It is necessary of course that provision be made for collecting and disposing of any non-combustible material. One known apparatus for accomplishing this function comprises a conveyor disposed beneath the combustion chambers for receiving such material and for conveying the same from the combustion chambers to a suitable disposition area. Such conveying apparatus is also very costly and in addition, occupies considerable space which further contributes to the high cost and massive structure of prior art incinerators.
It is therefore a primary object of the invention to provide a novel and improved incinerator capable of effecting substantially complete combustion of waste material and wherein essentially solid-free flue gases are discharged to the atmosphere to minimize air and water pollution.
It is another object of the invention to provide a novel and improved incinerator of such character which avoids the use of costly and complex flue gas cleaning apparatus.
It is a further object of the invention to provide a novel and improved vortex incinerator of the foregoing character wherein non-combustible material is discharged from the combustion chamber during the burning process by action of the vortex without the use of costly and bulky material handling and conveying apparatus.
It is a still further object of the invention to provide a novel and improved vortex incinerator of the foregoing character wherein the burning process is more efficiently carried on and the removal of fly ash as well as the discharge of non-combustible material are facilitated.
In carrying out the invention in one preferred form, an incinerator is provided which includes a combustion chamber having spaced end walls and a side wall with its central longitudinal axis extending between the end walls. The chamber is preferably disposed in operative position with its central longitudinal axis extending horizontally or substantially horizontally. Means are provided for introducing a mixture of waste material and primary air into the chamber tangentially to the sidewall for establishing a vortical movement of the waste material toward one of the end walls and provision is made for igniting the waste material during its vortical movement. Secondary air is introduced into the chamber substantially tangentially to the side wall at a plurality of regions which are spaced substantially throughout the entire length of the chamber and which are aligned along a horizontal axis. These regions are located adjacent the bottom of the chamber at one side thereof such that secondary air is introduced in directions to maintain the vortical movement of waste material. The secondary air entering the chamber at each of the mentioned spaced regions is controlled by an independently controllable damper which can be adjusted manually to control the amount of air entering the chamber and contributing to the vortex energy at each region. The secondary air is supplied through a blower-feed manifold and an automatically controllable damper controls generally the secondary air distributed through the manifold. The automatic damper is controlled adjustably and operates automatically in response to temperature variations in the chamber.
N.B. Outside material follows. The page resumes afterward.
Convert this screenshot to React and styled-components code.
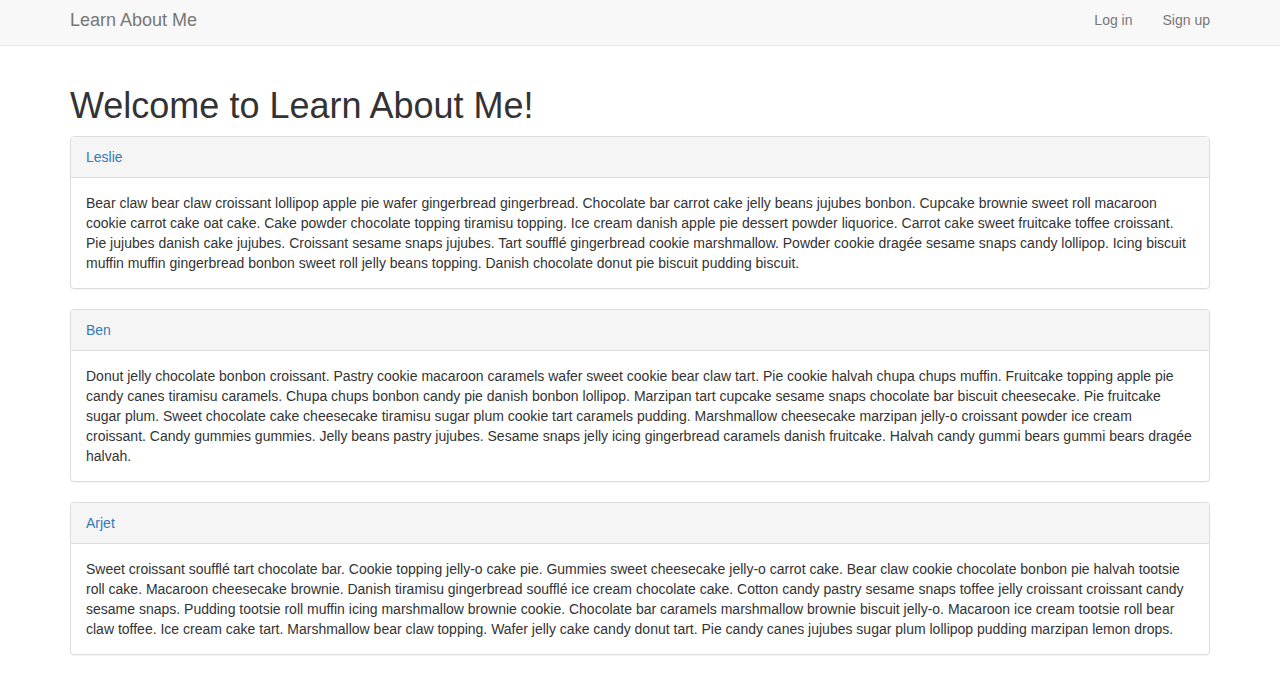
import React from "react";
import styled, { createGlobalStyle } from "styled-components";

const GlobalStyle = createGlobalStyle`
  * { box-sizing: border-box; }
  body {
    margin: 0;
    font-family: "Liberation Sans", Arial, Helvetica, sans-serif;
    font-size: 14px;
    line-height: 1.42857143;
    color: #333;
    background: #fff;
  }
`;

const people = [
    {
        name: "Leslie",
        bio: "Bear claw bear claw croissant lollipop apple pie wafer gingerbread gingerbread. Chocolate bar carrot cake jelly beans jujubes bonbon. Cupcake brownie sweet roll macaroon cookie carrot cake oat cake. Cake powder chocolate topping tiramisu topping. Ice cream danish apple pie dessert powder liquorice. Carrot cake sweet fruitcake toffee croissant. Pie jujubes danish cake jujubes. Croissant sesame snaps jujubes. Tart soufflé gingerbread cookie marshmallow. Powder cookie dragée sesame snaps candy lollipop. Icing biscuit muffin muffin gingerbread bonbon sweet roll jelly beans topping. Danish chocolate donut pie biscuit pudding biscuit.",
    },
    {
        name: "Ben",
        bio: "Donut jelly chocolate bonbon croissant. Pastry cookie macaroon caramels wafer sweet cookie bear claw tart. Pie cookie halvah chupa chups muffin. Fruitcake topping apple pie candy canes tiramisu caramels. Chupa chups bonbon candy pie danish bonbon lollipop. Marzipan tart cupcake sesame snaps chocolate bar biscuit cheesecake. Pie fruitcake sugar plum. Sweet chocolate cake cheesecake tiramisu sugar plum cookie tart caramels pudding. Marshmallow cheesecake marzipan jelly-o croissant powder ice cream croissant. Candy gummies gummies. Jelly beans pastry jujubes. Sesame snaps jelly icing gingerbread caramels danish fruitcake. Halvah candy gummi bears gummi bears dragée halvah.",
    },
    {
        name: "Arjet",
        bio: "Sweet croissant soufflé tart chocolate bar. Cookie topping jelly-o cake pie. Gummies sweet cheesecake jelly-o carrot cake. Bear claw cookie chocolate bonbon pie halvah tootsie roll cake. Macaroon cheesecake brownie. Danish tiramisu gingerbread soufflé ice cream chocolate cake. Cotton candy pastry sesame snaps toffee jelly croissant croissant candy sesame snaps. Pudding tootsie roll muffin icing marshmallow brownie cookie. Chocolate bar caramels marshmallow brownie biscuit jelly-o. Macaroon ice cream tootsie roll bear claw toffee. Ice cream cake tart. Marshmallow bear claw topping. Wafer jelly cake candy donut tart. Pie candy canes jujubes sugar plum lollipop pudding marzipan lemon drops.",
    },
];

const App = () => {
    return (
        <>
            <GlobalStyle />
            <Navbar>
                <Container className="nav-inner">
                    <Brand href="#">Learn About Me</Brand>
                    <NavLinks>
                        <NavLink href="#">Log in</NavLink>
                        <NavLink href="#">Sign up</NavLink>
                    </NavLinks>
                </Container>
            </Navbar>

            {/* main content */}
            <Container className="main">
                <Title>Welcome to Learn About Me!</Title>
                {people.map((p) => (
                    <Panel key={p.name}>
                        <PanelHeading>
                            <a href="#">{p.name}</a>
                        </PanelHeading>
                        <PanelBody>{p.bio}</PanelBody>
                    </Panel>
                ))}
            </Container>
        </>
    );
};

const Navbar = styled.nav`
  background-color: #f8f8f8;
  border-bottom: 1px solid #e7e7e7;
  height: 46px;
  margin-bottom: 20px;

  .nav-inner {
    display: flex;
    justify-content: space-between;
    align-items: flex-start;
    height: 45px;
    padding-top: 10px;
  }
`;

const Container = styled.div`
  width: 1170px;
  margin: 0 auto;
  padding: 0 15px;

  &.main {
    display: flow-root;
  }
`;

const Brand = styled.a`
  font-size: 18px;
  line-height: 20px;
  color: #777;
  text-decoration: none;
`;

const NavLinks = styled.div`
  display: flex;
  margin-right: -15px;
`;

const NavLink = styled.a`
  padding: 0 15px;
  color: #777;
  text-decoration: none;
  line-height: 20px;
`;

const Title = styled.h1`
  font-size: 36px;
  font-weight: 500;
  line-height: 1.1;
  margin: 20px 0 10px;
`;

const Panel = styled.div`
  border: 1px solid #ddd;
  border-radius: 4px;
  margin-bottom: 20px;
  box-shadow: 0 1px 1px rgba(0, 0, 0, 0.05);
  background: #fff;
`;

const PanelHeading = styled.div`
  padding: 10px 15px;
  background-color: #f5f5f5;
  border-bottom: 1px solid #ddd;
  border-radius: 3px 3px 0 0;

  a {
    font-size: 14px;
    line-height: 20px;
    color: #337ab7;
    text-decoration: none;
  }
`;

const PanelBody = styled.div`
  padding: 15px;
`;

export default App;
A discharge flue port has an open end opening in the chamber near the one end wall and substantially concentric with the central longitudinal axis of the chamber. A second discharge port includes an open end opening in the chamber adjacent to the inner surface of the side wall for discharging from the chamber during the burning process non-combustible material entrained in the outer region of the vortex. The open end of the second discharge port is located adjacent the bottom of the chamber at the side thereof substantially opposite one of the regions of introduction of the secondary air. The material discharged by the second port is conveyed through a conduit to a separator which separates the gases and the solid material and means are provide to introduce the separated gases and any solid particles suspended therein back into the combustion chamber.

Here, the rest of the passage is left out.